Leave out any picture and return the remaining listing below exactly as given.

[Begin]

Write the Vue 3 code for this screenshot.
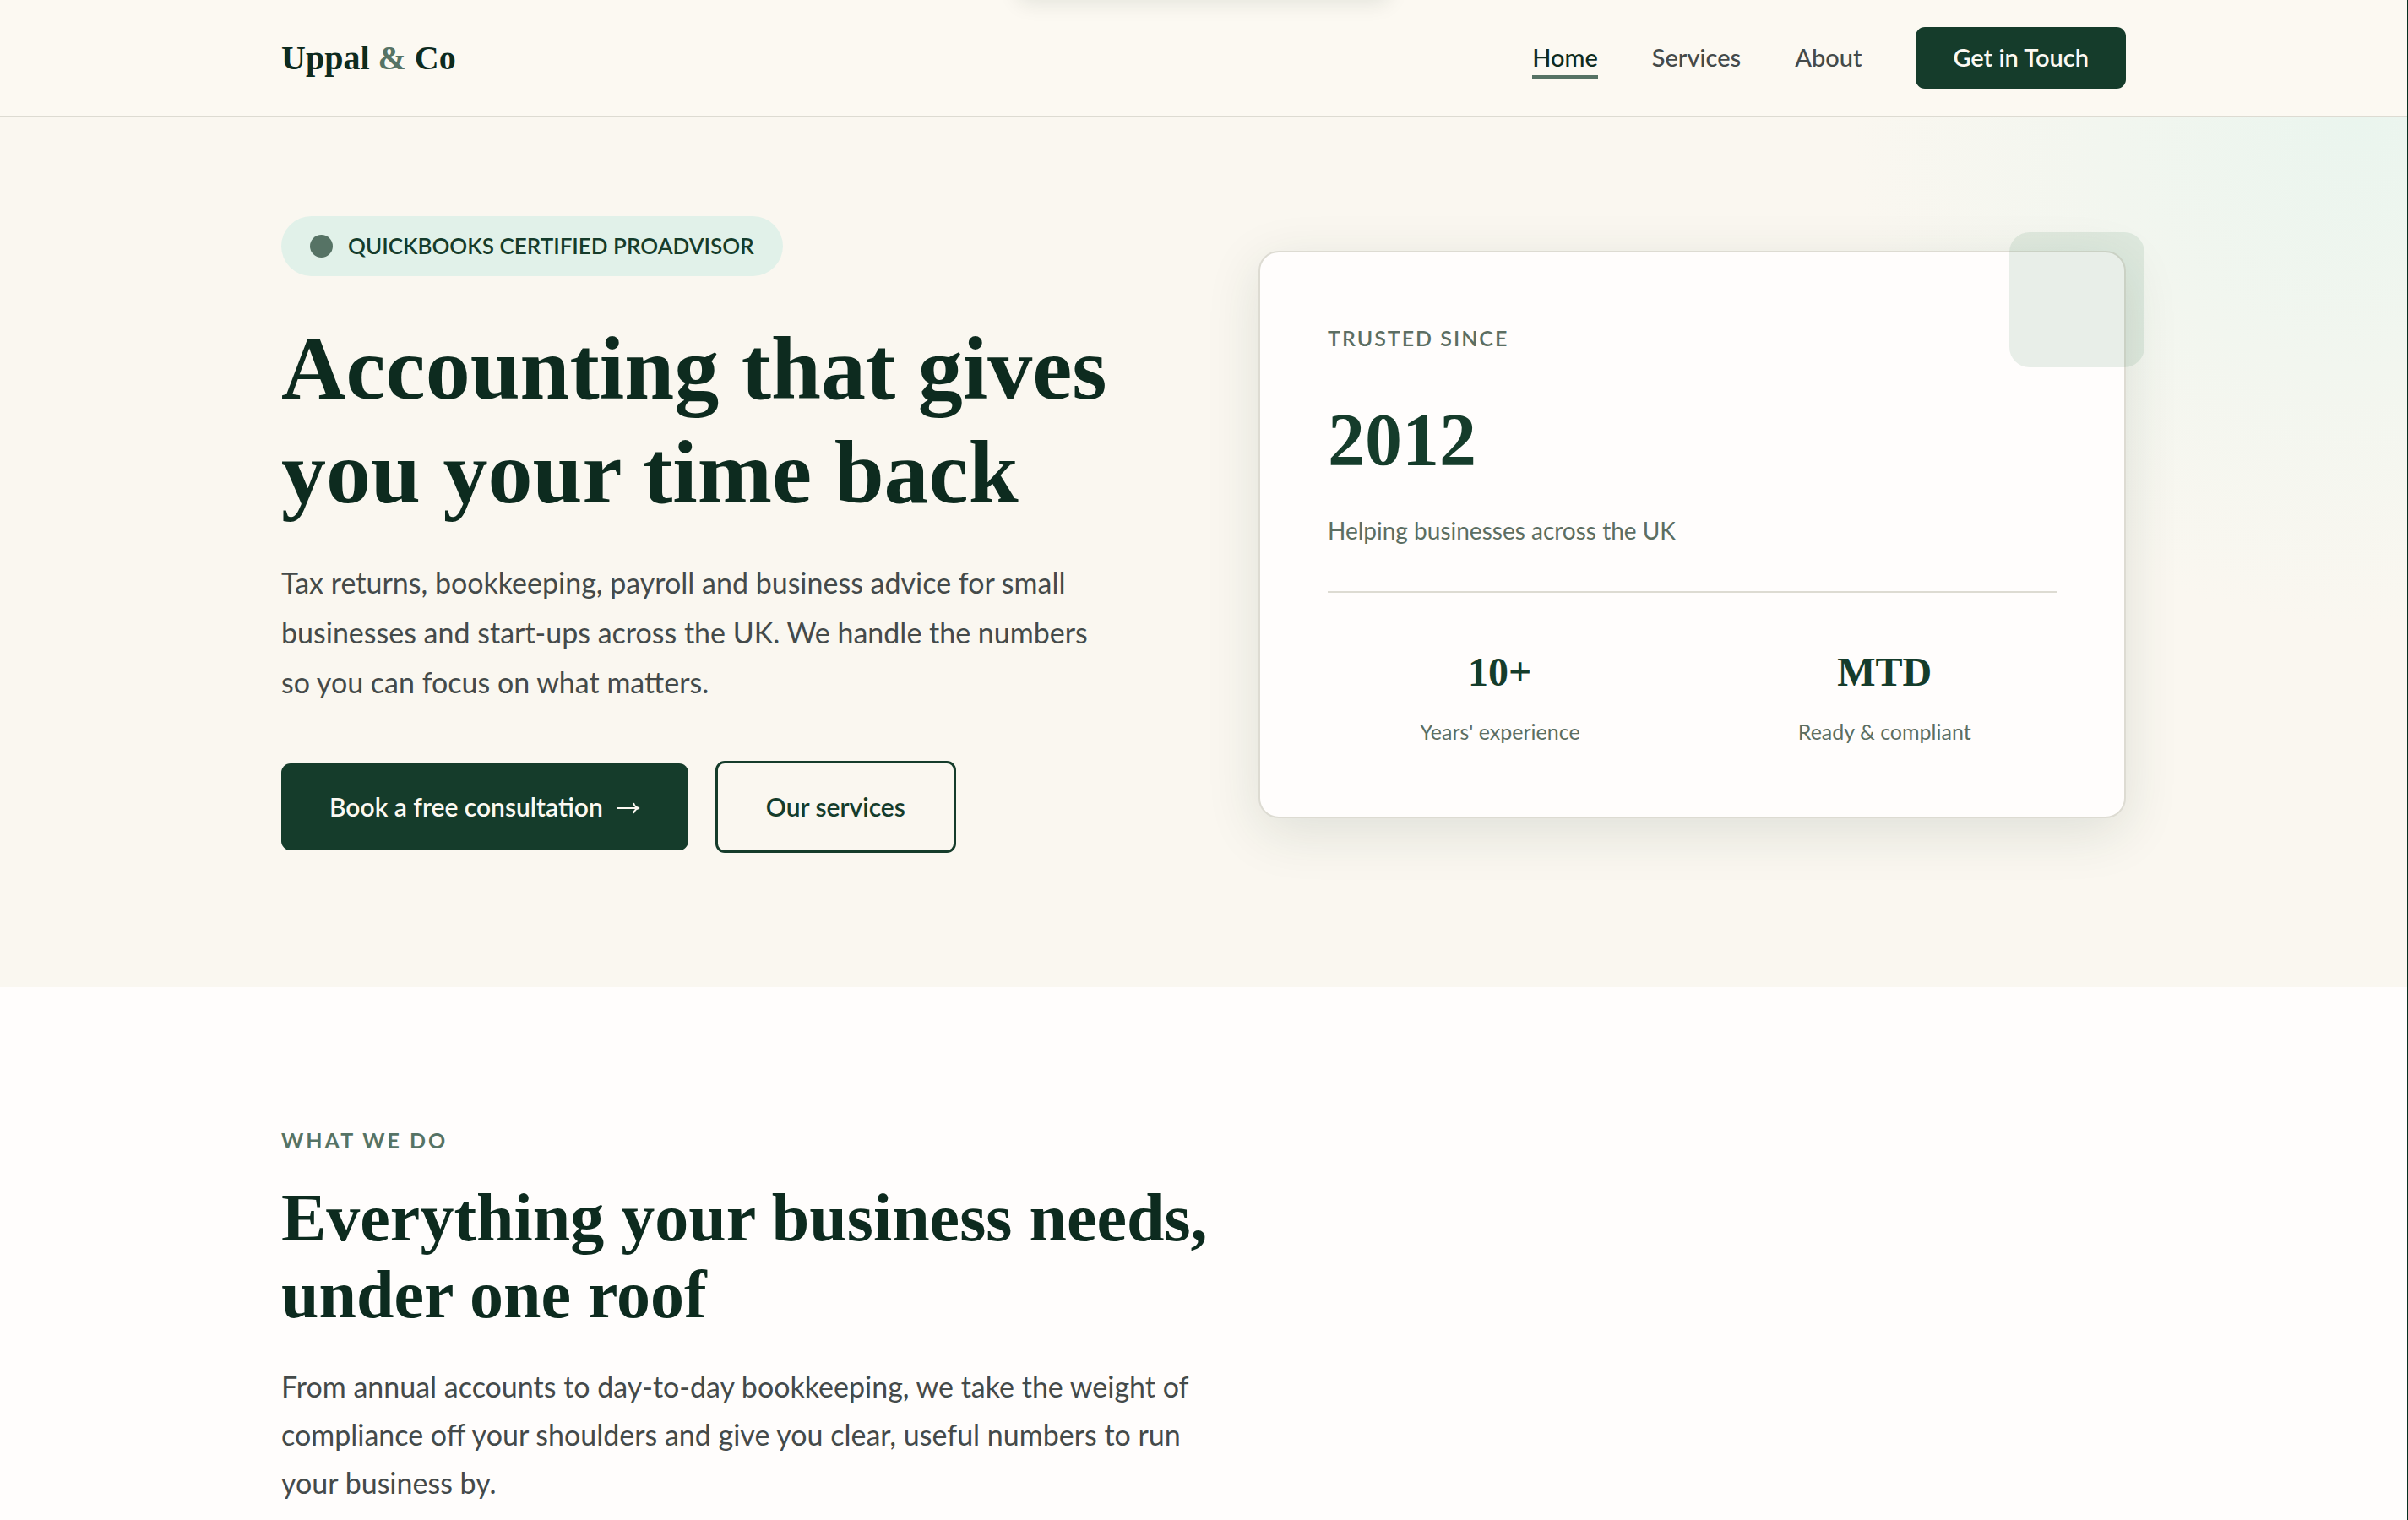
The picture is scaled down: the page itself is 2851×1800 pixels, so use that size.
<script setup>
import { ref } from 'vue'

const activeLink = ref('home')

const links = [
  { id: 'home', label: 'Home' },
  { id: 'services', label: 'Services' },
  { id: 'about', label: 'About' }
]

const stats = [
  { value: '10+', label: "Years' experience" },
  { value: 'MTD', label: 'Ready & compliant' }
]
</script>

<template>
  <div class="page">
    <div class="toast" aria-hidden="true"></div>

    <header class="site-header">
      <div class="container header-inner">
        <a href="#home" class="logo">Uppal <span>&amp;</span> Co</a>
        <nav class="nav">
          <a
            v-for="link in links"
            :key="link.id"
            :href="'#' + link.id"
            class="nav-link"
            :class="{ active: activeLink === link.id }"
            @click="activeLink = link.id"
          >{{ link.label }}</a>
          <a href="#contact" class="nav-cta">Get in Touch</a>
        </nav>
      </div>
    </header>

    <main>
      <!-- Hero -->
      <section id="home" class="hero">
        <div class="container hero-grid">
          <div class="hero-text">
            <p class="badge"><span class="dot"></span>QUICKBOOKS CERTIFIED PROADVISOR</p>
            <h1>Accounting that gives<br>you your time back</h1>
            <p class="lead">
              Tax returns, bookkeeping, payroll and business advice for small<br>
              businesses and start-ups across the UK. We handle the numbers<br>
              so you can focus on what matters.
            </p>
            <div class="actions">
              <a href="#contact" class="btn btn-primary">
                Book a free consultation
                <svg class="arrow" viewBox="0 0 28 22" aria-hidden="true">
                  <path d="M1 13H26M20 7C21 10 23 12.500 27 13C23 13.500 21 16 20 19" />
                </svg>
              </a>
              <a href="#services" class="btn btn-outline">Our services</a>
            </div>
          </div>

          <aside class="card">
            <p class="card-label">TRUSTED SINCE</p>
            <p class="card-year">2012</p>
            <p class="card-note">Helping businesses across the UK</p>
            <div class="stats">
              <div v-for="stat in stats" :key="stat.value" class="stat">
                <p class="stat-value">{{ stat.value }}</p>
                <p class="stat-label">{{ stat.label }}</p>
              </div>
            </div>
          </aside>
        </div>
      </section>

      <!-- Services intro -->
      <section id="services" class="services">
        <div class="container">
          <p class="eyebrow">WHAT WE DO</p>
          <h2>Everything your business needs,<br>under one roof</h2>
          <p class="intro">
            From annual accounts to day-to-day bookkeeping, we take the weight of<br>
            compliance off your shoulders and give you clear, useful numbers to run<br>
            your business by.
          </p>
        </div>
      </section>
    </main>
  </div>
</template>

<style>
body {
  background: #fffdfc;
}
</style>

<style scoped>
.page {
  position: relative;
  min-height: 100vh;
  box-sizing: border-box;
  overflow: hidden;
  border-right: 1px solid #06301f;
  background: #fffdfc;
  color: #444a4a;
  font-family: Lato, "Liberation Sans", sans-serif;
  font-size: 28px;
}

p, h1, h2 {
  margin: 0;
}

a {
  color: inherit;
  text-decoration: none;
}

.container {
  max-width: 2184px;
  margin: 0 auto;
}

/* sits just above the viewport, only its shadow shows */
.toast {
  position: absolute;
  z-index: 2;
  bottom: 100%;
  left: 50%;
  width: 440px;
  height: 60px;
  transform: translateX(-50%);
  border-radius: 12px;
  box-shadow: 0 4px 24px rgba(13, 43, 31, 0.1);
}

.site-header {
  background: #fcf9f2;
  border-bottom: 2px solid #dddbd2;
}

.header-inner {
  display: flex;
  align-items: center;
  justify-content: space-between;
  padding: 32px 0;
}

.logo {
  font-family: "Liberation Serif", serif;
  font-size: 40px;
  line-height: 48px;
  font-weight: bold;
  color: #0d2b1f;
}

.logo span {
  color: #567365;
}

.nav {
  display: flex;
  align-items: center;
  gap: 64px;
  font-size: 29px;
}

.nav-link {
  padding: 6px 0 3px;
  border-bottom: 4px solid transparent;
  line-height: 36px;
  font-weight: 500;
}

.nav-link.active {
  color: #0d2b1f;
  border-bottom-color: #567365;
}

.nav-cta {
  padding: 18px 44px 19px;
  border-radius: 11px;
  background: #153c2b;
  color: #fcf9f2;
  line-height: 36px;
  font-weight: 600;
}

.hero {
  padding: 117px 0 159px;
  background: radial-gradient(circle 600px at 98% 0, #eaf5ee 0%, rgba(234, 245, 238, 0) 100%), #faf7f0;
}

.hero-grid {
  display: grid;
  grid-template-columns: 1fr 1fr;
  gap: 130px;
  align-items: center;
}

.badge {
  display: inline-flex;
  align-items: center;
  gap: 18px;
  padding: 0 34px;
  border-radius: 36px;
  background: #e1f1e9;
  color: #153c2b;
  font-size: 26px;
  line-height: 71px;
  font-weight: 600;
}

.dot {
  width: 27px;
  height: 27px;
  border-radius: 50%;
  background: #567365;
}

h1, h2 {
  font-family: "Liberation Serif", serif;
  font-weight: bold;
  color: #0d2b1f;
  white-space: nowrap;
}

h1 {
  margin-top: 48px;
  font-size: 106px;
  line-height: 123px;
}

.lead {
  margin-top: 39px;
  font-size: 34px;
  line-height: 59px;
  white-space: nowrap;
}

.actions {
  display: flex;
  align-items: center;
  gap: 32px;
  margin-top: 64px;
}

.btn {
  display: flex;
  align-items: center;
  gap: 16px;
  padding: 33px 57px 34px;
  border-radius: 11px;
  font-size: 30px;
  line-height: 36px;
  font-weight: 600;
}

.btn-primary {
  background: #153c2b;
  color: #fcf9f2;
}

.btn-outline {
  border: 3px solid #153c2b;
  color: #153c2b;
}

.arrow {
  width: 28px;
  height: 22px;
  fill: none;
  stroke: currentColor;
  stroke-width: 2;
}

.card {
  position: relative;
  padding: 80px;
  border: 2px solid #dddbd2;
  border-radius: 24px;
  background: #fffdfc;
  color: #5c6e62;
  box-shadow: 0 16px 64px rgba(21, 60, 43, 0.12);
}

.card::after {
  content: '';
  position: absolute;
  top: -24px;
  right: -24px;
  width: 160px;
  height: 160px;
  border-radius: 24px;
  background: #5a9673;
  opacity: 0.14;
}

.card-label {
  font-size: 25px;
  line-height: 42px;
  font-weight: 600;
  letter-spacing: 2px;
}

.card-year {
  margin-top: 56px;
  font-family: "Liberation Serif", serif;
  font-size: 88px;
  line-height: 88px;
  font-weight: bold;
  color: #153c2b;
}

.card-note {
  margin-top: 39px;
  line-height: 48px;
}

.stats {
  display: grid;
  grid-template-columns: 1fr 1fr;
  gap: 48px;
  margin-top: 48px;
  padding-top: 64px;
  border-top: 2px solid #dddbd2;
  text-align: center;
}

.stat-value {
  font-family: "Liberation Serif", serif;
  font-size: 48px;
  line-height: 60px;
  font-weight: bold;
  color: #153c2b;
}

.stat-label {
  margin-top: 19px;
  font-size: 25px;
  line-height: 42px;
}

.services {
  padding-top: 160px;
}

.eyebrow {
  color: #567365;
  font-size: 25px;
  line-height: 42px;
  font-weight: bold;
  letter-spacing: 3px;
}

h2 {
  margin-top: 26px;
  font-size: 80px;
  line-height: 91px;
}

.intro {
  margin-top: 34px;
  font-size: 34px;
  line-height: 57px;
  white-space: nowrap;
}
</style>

[End]

Exercise result:
Write the Vue 3 code for this screenshot.
The picture is scaled down: the page itself is 2851×1800 pixels, so use that size.
<script setup>
import { ref } from 'vue'

const activeLink = ref('home')

const links = [
  { id: 'home', label: 'Home' },
  { id: 'services', label: 'Services' },
  { id: 'about', label: 'About' }
]

const stats = [
  { value: '10+', label: "Years' experience" },
  { value: 'MTD', label: 'Ready & compliant' }
]
</script>

<template>
  <div class="page">
    <div class="toast" aria-hidden="true"></div>

    <header class="site-header">
      <div class="container header-inner">
        <a href="#home" class="logo">Uppal <span>&amp;</span> Co</a>
        <nav class="nav">
          <a
            v-for="link in links"
            :key="link.id"
            :href="'#' + link.id"
            class="nav-link"
            :class="{ active: activeLink === link.id }"
            @click="activeLink = link.id"
          >{{ link.label }}</a>
          <a href="#contact" class="nav-cta">Get in Touch</a>
        </nav>
      </div>
    </header>

    <main>
      <!-- Hero -->
      <section id="home" class="hero">
        <div class="container hero-grid">
          <div class="hero-text">
            <p class="badge"><span class="dot"></span>QUICKBOOKS CERTIFIED PROADVISOR</p>
            <h1>Accounting that gives<br>you your time back</h1>
            <p class="lead">
              Tax returns, bookkeeping, payroll and business advice for small<br>
              businesses and start-ups across the UK. We handle the numbers<br>
              so you can focus on what matters.
            </p>
            <div class="actions">
              <a href="#contact" class="btn btn-primary">
                Book a free consultation
                <svg class="arrow" viewBox="0 0 28 22" aria-hidden="true">
                  <path d="M1 13H26M20 7C21 10 23 12.500 27 13C23 13.500 21 16 20 19" />
                </svg>
              </a>
              <a href="#services" class="btn btn-outline">Our services</a>
            </div>
          </div>

          <aside class="card">
            <p class="card-label">TRUSTED SINCE</p>
            <p class="card-year">2012</p>
            <p class="card-note">Helping businesses across the UK</p>
            <div class="stats">
              <div v-for="stat in stats" :key="stat.value" class="stat">
                <p class="stat-value">{{ stat.value }}</p>
                <p class="stat-label">{{ stat.label }}</p>
              </div>
            </div>
          </aside>
        </div>
      </section>

      <!-- Services intro -->
      <section id="services" class="services">
        <div class="container">
          <p class="eyebrow">WHAT WE DO</p>
          <h2>Everything your business needs,<br>under one roof</h2>
          <p class="intro">
            From annual accounts to day-to-day bookkeeping, we take the weight of<br>
            compliance off your shoulders and give you clear, useful numbers to run<br>
            your business by.
          </p>
        </div>
      </section>
    </main>
  </div>
</template>

<style>
body {
  background: #fffdfc;
}
</style>

<style scoped>
.page {
  position: relative;
  min-height: 100vh;
  box-sizing: border-box;
  overflow: hidden;
  border-right: 1px solid #06301f;
  background: #fffdfc;
  color: #444a4a;
  font-family: Lato, "Liberation Sans", sans-serif;
  font-size: 28px;
}

p, h1, h2 {
  margin: 0;
}

a {
  color: inherit;
  text-decoration: none;
}

.container {
  max-width: 2184px;
  margin: 0 auto;
}

/* sits just above the viewport, only its shadow shows */
.toast {
  position: absolute;
  z-index: 2;
  bottom: 100%;
  left: 50%;
  width: 440px;
  height: 60px;
  transform: translateX(-50%);
  border-radius: 12px;
  box-shadow: 0 4px 24px rgba(13, 43, 31, 0.1);
}

.site-header {
  background: #fcf9f2;
  border-bottom: 2px solid #dddbd2;
}

.header-inner {
  display: flex;
  align-items: center;
  justify-content: space-between;
  padding: 32px 0;
}

.logo {
  font-family: "Liberation Serif", serif;
  font-size: 40px;
  line-height: 48px;
  font-weight: bold;
  color: #0d2b1f;
}

.logo span {
  color: #567365;
}

.nav {
  display: flex;
  align-items: center;
  gap: 64px;
  font-size: 29px;
}

.nav-link {
  padding: 6px 0 3px;
  border-bottom: 4px solid transparent;
  line-height: 36px;
  font-weight: 500;
}

.nav-link.active {
  color: #0d2b1f;
  border-bottom-color: #567365;
}

.nav-cta {
  padding: 18px 44px 19px;
  border-radius: 11px;
  background: #153c2b;
  color: #fcf9f2;
  line-height: 36px;
  font-weight: 600;
}

.hero {
  padding: 117px 0 159px;
  background: radial-gradient(circle 600px at 98% 0, #eaf5ee 0%, rgba(234, 245, 238, 0) 100%), #faf7f0;
}

.hero-grid {
  display: grid;
  grid-template-columns: 1fr 1fr;
  gap: 130px;
  align-items: center;
}

.badge {
  display: inline-flex;
  align-items: center;
  gap: 18px;
  padding: 0 34px;
  border-radius: 36px;
  background: #e1f1e9;
  color: #153c2b;
  font-size: 26px;
  line-height: 71px;
  font-weight: 600;
}

.dot {
  width: 27px;
  height: 27px;
  border-radius: 50%;
  background: #567365;
}

h1, h2 {
  font-family: "Liberation Serif", serif;
  font-weight: bold;
  color: #0d2b1f;
  white-space: nowrap;
}

h1 {
  margin-top: 48px;
  font-size: 106px;
  line-height: 123px;
}

.lead {
  margin-top: 39px;
  font-size: 34px;
  line-height: 59px;
  white-space: nowrap;
}

.actions {
  display: flex;
  align-items: center;
  gap: 32px;
  margin-top: 64px;
}

.btn {
  display: flex;
  align-items: center;
  gap: 16px;
  padding: 33px 57px 34px;
  border-radius: 11px;
  font-size: 30px;
  line-height: 36px;
  font-weight: 600;
}

.btn-primary {
  background: #153c2b;
  color: #fcf9f2;
}

.btn-outline {
  border: 3px solid #153c2b;
  color: #153c2b;
}

.arrow {
  width: 28px;
  height: 22px;
  fill: none;
  stroke: currentColor;
  stroke-width: 2;
}

.card {
  position: relative;
  padding: 80px;
  border: 2px solid #dddbd2;
  border-radius: 24px;
  background: #fffdfc;
  color: #5c6e62;
  box-shadow: 0 16px 64px rgba(21, 60, 43, 0.12);
}

.card::after {
  content: '';
  position: absolute;
  top: -24px;
  right: -24px;
  width: 160px;
  height: 160px;
  border-radius: 24px;
  background: #5a9673;
  opacity: 0.14;
}

.card-label {
  font-size: 25px;
  line-height: 42px;
  font-weight: 600;
  letter-spacing: 2px;
}

.card-year {
  margin-top: 56px;
  font-family: "Liberation Serif", serif;
  font-size: 88px;
  line-height: 88px;
  font-weight: bold;
  color: #153c2b;
}

.card-note {
  margin-top: 39px;
  line-height: 48px;
}

.stats {
  display: grid;
  grid-template-columns: 1fr 1fr;
  gap: 48px;
  margin-top: 48px;
  padding-top: 64px;
  border-top: 2px solid #dddbd2;
  text-align: center;
}

.stat-value {
  font-family: "Liberation Serif", serif;
  font-size: 48px;
  line-height: 60px;
  font-weight: bold;
  color: #153c2b;
}

.stat-label {
  margin-top: 19px;
  font-size: 25px;
  line-height: 42px;
}

.services {
  padding-top: 160px;
}

.eyebrow {
  color: #567365;
  font-size: 25px;
  line-height: 42px;
  font-weight: bold;
  letter-spacing: 3px;
}

h2 {
  margin-top: 26px;
  font-size: 80px;
  line-height: 91px;
}

.intro {
  margin-top: 34px;
  font-size: 34px;
  line-height: 57px;
  white-space: nowrap;
}
</style>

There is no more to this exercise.